We now present the proof of Lemma 1.

Proof

Let \(\phi _{D,D^\prime ,\omega }(H)= H'=(\eta '_1, \eta '_2, \ldots )\). By acyclicity there is some permutation \(\pi \) under which \(\eta _{\pi (1)} = \eta '_{\pi (1)} - c\) where c is some constant depending on \(D\sim D'\) and \(\omega \). Thus \(\eta _{\pi (1)}\) is uniquely determined by \(H'\). Now (as an induction hypothesis) assume \(\eta _{\pi (1)}, \ldots , \eta _{\pi (j-1)}\) are uniquely determined by \(H'\) for some \(j > 1\), then \(\eta _{\pi (j)} = \eta _{\pi (j)}'-\psi ^{(j)}_{D,D^\prime ,\omega }(\eta _{\pi (1)}, \ldots , \eta _{\pi (j-1)})\), so \(\eta _{\pi (j)}\) is also uniquely determined by \(H'\). Thus by strong induction H is uniquely determined by \(H'\), i.e., \(\phi _{D,D^\prime ,\omega }\) is one-to-one. It is easy to see that with this ordering, \(J_{\phi _{D,D^\prime ,\omega }}\) is an upper triangular matrix with 1’s on the diagonal. Since permuting variables does not change \(\left|\det J_{\phi _{D,D^\prime ,\omega }}\right|\), we have \(\left|\det J_{\phi _{D,D^\prime ,\omega }}\right| = 1\) since that is the determinant of upper triangular matrices. Furthermore, (recalling the definition of the cost of \(\phi _{D,D^\prime ,\omega }\)) we have \( \ln \frac{f(H)}{f(\phi _\omega (H))} = \sum _i \ln \frac{f_i(\eta _i)}{f_i(\eta _i^\prime )} \le \sum _i \frac{\left| \eta _i-\eta ^\prime _i\right|}{\alpha _i} \le \epsilon .\) The first inequality follows from Condition 3 of Lemma 1 and the second from Condition 4. \(\square \)

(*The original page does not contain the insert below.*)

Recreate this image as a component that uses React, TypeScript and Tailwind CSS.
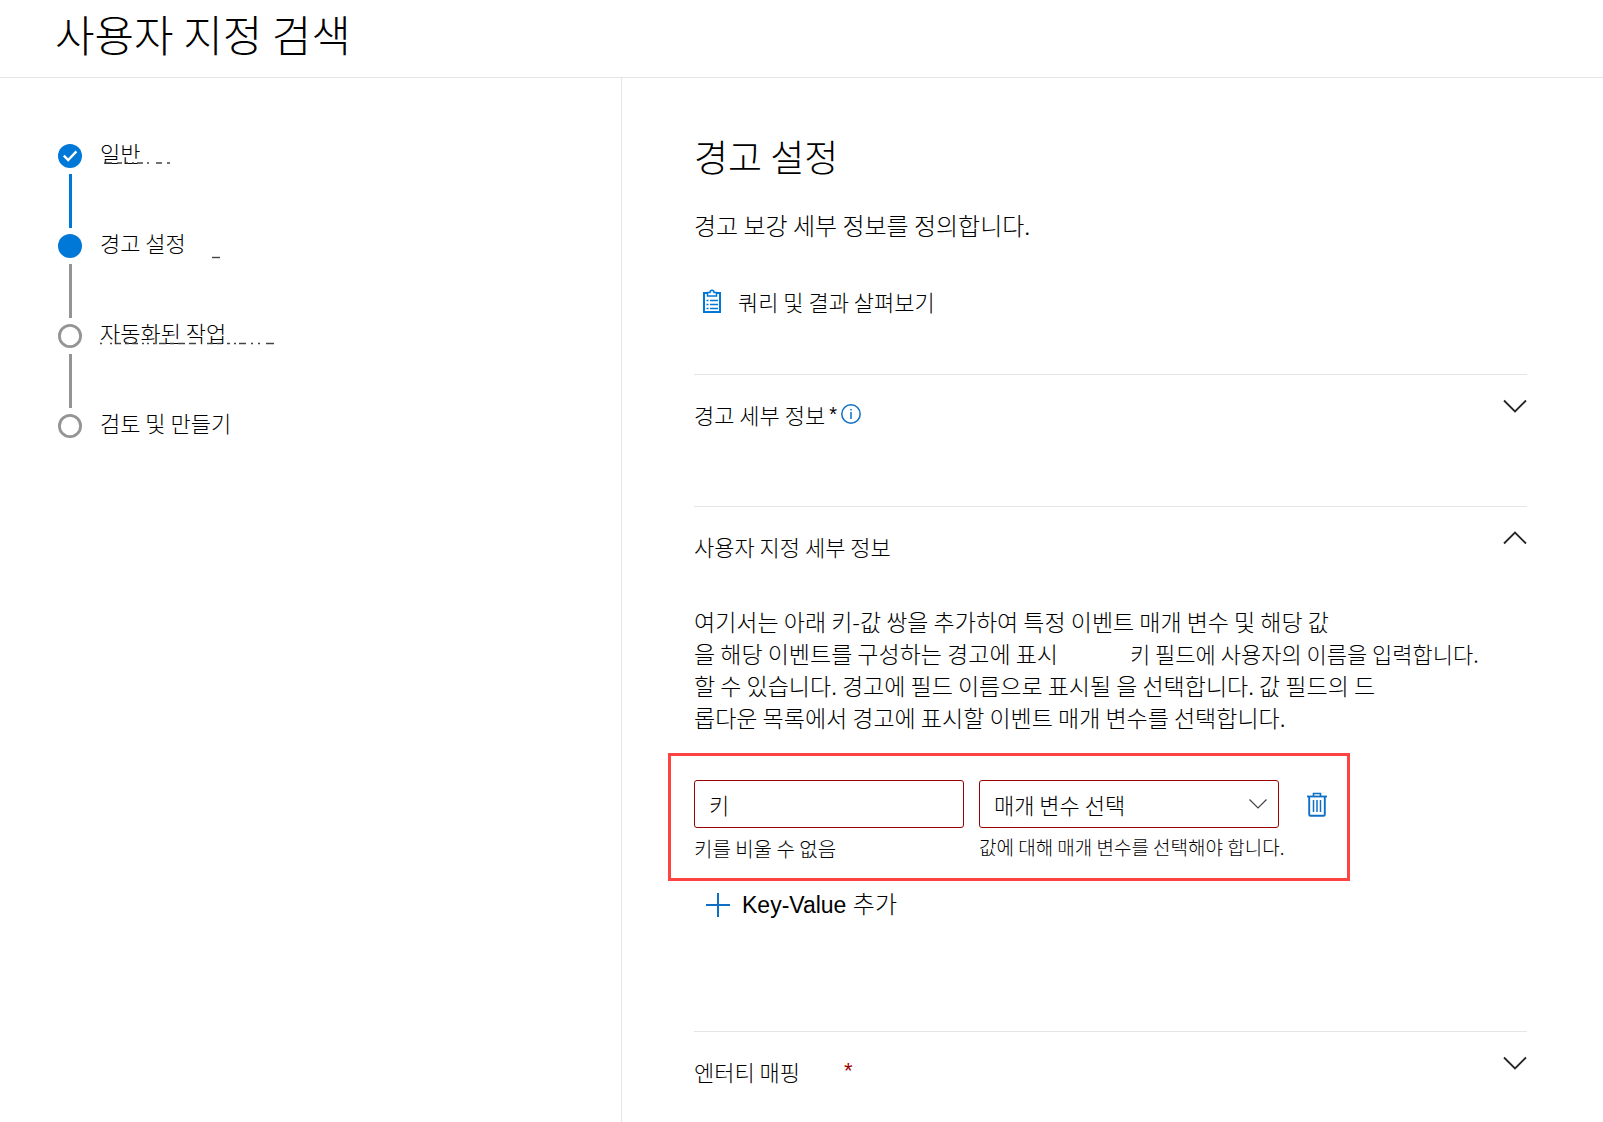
import { useState } from "react";
import type { ReactNode } from "react";

type StepState = "done" | "current" | "todo"

// marks: small strokes drawn under a label, relative to its top left corner
const steps: { label: string, state: StepState, marks?: string }[] = [
  { label: "일반", state: "done", marks: "M4 19h8M17 19h5M26 19h2M32 19h2M37 19h6M47 19h2M56 19h6M67 19h3" },
  { label: "경고 설정", state: "current", marks: "M112 23.500h8" },
  { label: "자동화된 작업", state: "todo", marks: "M0 19.500h2M10 19.500h2M16 19.500h5M25 19.500h4M32 19.500h6M42 19.500h2M47 19.500h2M53 19.500h2M59 19.500h7M70 19.500h4M78 19.500h7M89 19.500h7M107 19.500h6M117 19.500h5M127 19.500h3M134 19.500h2M139 19.500h7M151 19.500h2M158 19.500h2M166 19.500h8" },
  { label: "검토 및 만들기", state: "todo" },
]

function StepMarker({ state }: { state: StepState }) {
  return (
    <svg width="24" height="24" viewBox="0 0 24 24" fill="none" aria-hidden="true">
      {state === "todo" ? (
        <circle cx="12" cy="12" r="10.6" stroke="#949494" strokeWidth="2.8" />
      ) : (
        <circle cx="12" cy="12" r="12" fill="#0078d7" />
      )}
      {state === "done" && <path d="M5.8 11.6 10.2 16 18.4 7.4" stroke="#fff" strokeWidth="2.4" />}
    </svg>
  )
}

function Chevron({ up = false }: { up?: boolean }) {
  return (
    <svg width="24" height="14" viewBox="0 0 24 14" fill="none" stroke="#262626" strokeWidth="1.8" aria-hidden="true">
      <path d={up ? "M1 12.5 12 1.5 23 12.5" : "M1 1.5 12 12.5 23 1.5"} />
    </svg>
  )
}

function ClipboardIcon() {
  return (
    <svg width="20" height="25" viewBox="0 0 20 25" fill="none" stroke="#0078d7" aria-hidden="true">
      <path d="M5 4H2v19h16V4h-3" strokeWidth="2" />
      <path d="M5.500 7V3.500H8C8 2 8.800 1.200 10 1.200S12 2 12 3.500h2.500V7z" strokeWidth="1.500" />
      <path d="M8 11.500h8M8 15.500h8M8 19.500h8" strokeWidth="1.500" />
      <path d="M4.500 11.500h2M4.500 15.500h2M4.500 19.500h2" strokeWidth="1.500" />
    </svg>
  )
}

function InfoIcon() {
  return (
    <svg width="20" height="20" viewBox="0 0 20 20" fill="none" stroke="#0f6fc5" aria-hidden="true">
      <circle cx="10" cy="10" r="9.2" strokeWidth="1.5" />
      <path d="M10 8v7M10 5v1.600" strokeWidth="1.500" />
    </svg>
  )
}

function TrashIcon() {
  return (
    <svg width="20" height="25" viewBox="0 0 20 25" fill="none" stroke="#0f6fc5" aria-hidden="true">
      <path d="M0 4.500h20" strokeWidth="1.800" />
      <path d="M6.500 4V1.500h7V4" strokeWidth="1.600" />
      <path d="M2.200 5v17.500c0 .8.500 1.300 1.300 1.300h13c.8 0 1.300-.5 1.300-1.300V5" strokeWidth="1.900" />
      <path d="M6.500 8v12M10 8v12M13.500 8v12" strokeWidth="1.500" />
    </svg>
  )
}

type SectionProps = {
  title: ReactNode,
  open?: boolean,
  className?: string,
  children?: ReactNode,
}

function Section({ title, open = false, className, children }: SectionProps) {
  return (
    <section className={className}>
      <button type="button" aria-expanded={open} className="flex w-full justify-between border-t border-[#e5e5e5] pt-6 text-left">
        <span className="flex items-center text-[22px] leading-[30px]">{title}</span>
        <Chevron up={open} />
      </button>
      {children}
    </section>
  )
}

export default function App() {

  const [key, setKey] = useState("")

  return (
    <div className="flex min-h-screen flex-col bg-white font-['Noto_Sans_CJK_KR',sans-serif] font-light text-black">
      <header className="border-b border-[#e5e5e5] pt-0.5 pb-3 pl-[55px]">
        <h1 className="text-[43px] leading-[63px] font-light">사용자 지정 검색</h1>
      </header>
      <div className="flex grow">
        <nav className="w-[622px] shrink-0 border-r border-[#e5e5e5] pt-[66px] pl-[58px]">
          <ol>
            {steps.map(({ label, state, marks }, i) => (
              <li key={label} className="flex h-[90px] gap-[18px]">
                <div className="flex flex-col items-center">
                  <StepMarker state={state} />
                  {i < steps.length - 1 && (
                    <div className={state === "done" ? "my-1.5 w-[3px] grow bg-[#0078d7]" : "my-1.5 w-[3px] grow bg-[#949494]"} />
                  )}
                </div>
                <div className="grid items-start">
                  <span className="col-start-1 row-start-1 text-[22px] leading-4">{label}</span>
                  {marks && (
                    <svg className="col-start-1 row-start-1" width="180" height="26" viewBox="0 0 180 26" stroke="#444" strokeWidth="1.4" aria-hidden="true">
                      <path d={marks} />
                    </svg>
                  )}
                </div>
              </li>
            ))}
          </ol>
        </nav>

        <main className="grow pt-[51px] pr-[76px] pl-[72px]">
          <h2 className="text-[37px] leading-[54px] font-light">경고 설정</h2>
          <p className="pt-[21px] text-2xl leading-[42px]">경고 보강 세부 정보를 정의합니다.</p>
          <button type="button" className="mt-[33px] flex items-center gap-4 pl-2 text-[22px] leading-[44px]">
            <ClipboardIcon />
            쿼리 및 결과 살펴보기
          </button>

          <Section
            className="mt-[51px] h-[132px]"
            title={<>경고 세부 정보<span className="mx-1 font-['Liberation_Sans',sans-serif] text-xl">*</span><InfoIcon /></>}
          />

          <Section className="h-[525px]" title="사용자 지정 세부 정보" open>
            <div className="pt-11 text-[23px] leading-8">
              <p>여기서는 아래 키-값 쌍을 추가하여 특정 이벤트 매개 변수 및 해당 값</p>
              <p className="flex gap-[72px]">
                <span>을 해당 이벤트를 구성하는 경고에 표시</span>
                <span className="text-[22px]">키 필드에 사용자의 이름을 입력합니다.</span>
              </p>
              <p>할 수 있습니다. 경고에 필드 이름으로 표시될 을 선택합니다. 값 필드의 드</p>
              <p>롭다운 목록에서 경고에 표시할 이벤트 매개 변수를 선택합니다.</p>
            </div>

            <div className="mt-5 -ml-[26px] flex h-32 w-[682px] gap-[15px] border-[3px] border-[#ff4343] pt-6 pl-[23px]">
              <div className="w-[270px]">
                <input
                  type="text"
                  aria-label="키"
                  placeholder="키"
                  value={key}
                  onChange={e => setKey(e.currentTarget.value)}
                  className="h-12 w-full rounded-[3px] border border-[#990000] px-3.5 text-[22px] placeholder:text-black"
                />
                <p className="pt-1.5 text-xl leading-[30px]">키를 비울 수 없음</p>
              </div>
              <div className="w-[311px]">
                <div className="grid w-[300px] items-center">
                  <select aria-label="매개 변수" className="col-start-1 row-start-1 h-12 w-full appearance-none rounded-[3px] border border-[#990000] px-3.5 text-[22px]">
                    <option>매개 변수 선택</option>
                  </select>
                  <svg className="pointer-events-none col-start-1 row-start-1 mr-3 justify-self-end" width="18" height="10" viewBox="0 0 18 10" fill="none" stroke="#444" strokeWidth="1.2" aria-hidden="true">
                    <path d="M.5.5 9 9 17.5.5" />
                  </svg>
                </div>
                <p className="pt-1 text-[19px] leading-[30px] whitespace-nowrap">값에 대해 매개 변수를 선택해야 합니다.</p>
              </div>
              <button type="button" aria-label="삭제" className="flex h-12 items-center pl-0.5">
                <TrashIcon />
              </button>
            </div>

            <button type="button" className="mt-1.5 ml-3 flex items-center gap-3 font-['Liberation_Sans','Noto_Sans_CJK_KR',sans-serif] text-[23px] leading-9">
              <svg width="24" height="24" viewBox="0 0 24 24" stroke="#0f6fc5" strokeWidth="2" aria-hidden="true">
                <path d="M12 0v24M0 12h24" />
              </svg>
              <span>Key-Value <span className="text-2xl leading-9">추가</span></span>
            </button>
          </Section>

          <Section
            title={<>엔터티 매핑<span className="ml-11 font-['Liberation_Sans',sans-serif] text-[#990000]">*</span></>}
          />
        </main>
      </div>
    </div>
  )
}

11 Conclusions and future work

In this paper we introduced variations of SVT, Noisy Max, and exponential mechanism that provide additional noisy gap information for free (without affecting the privacy cost). We also presented applications of how to use the gap information. Future work includes applying this gap information in larger differentially private algorithms to increase the accuracy of privacy-preserving data analysis.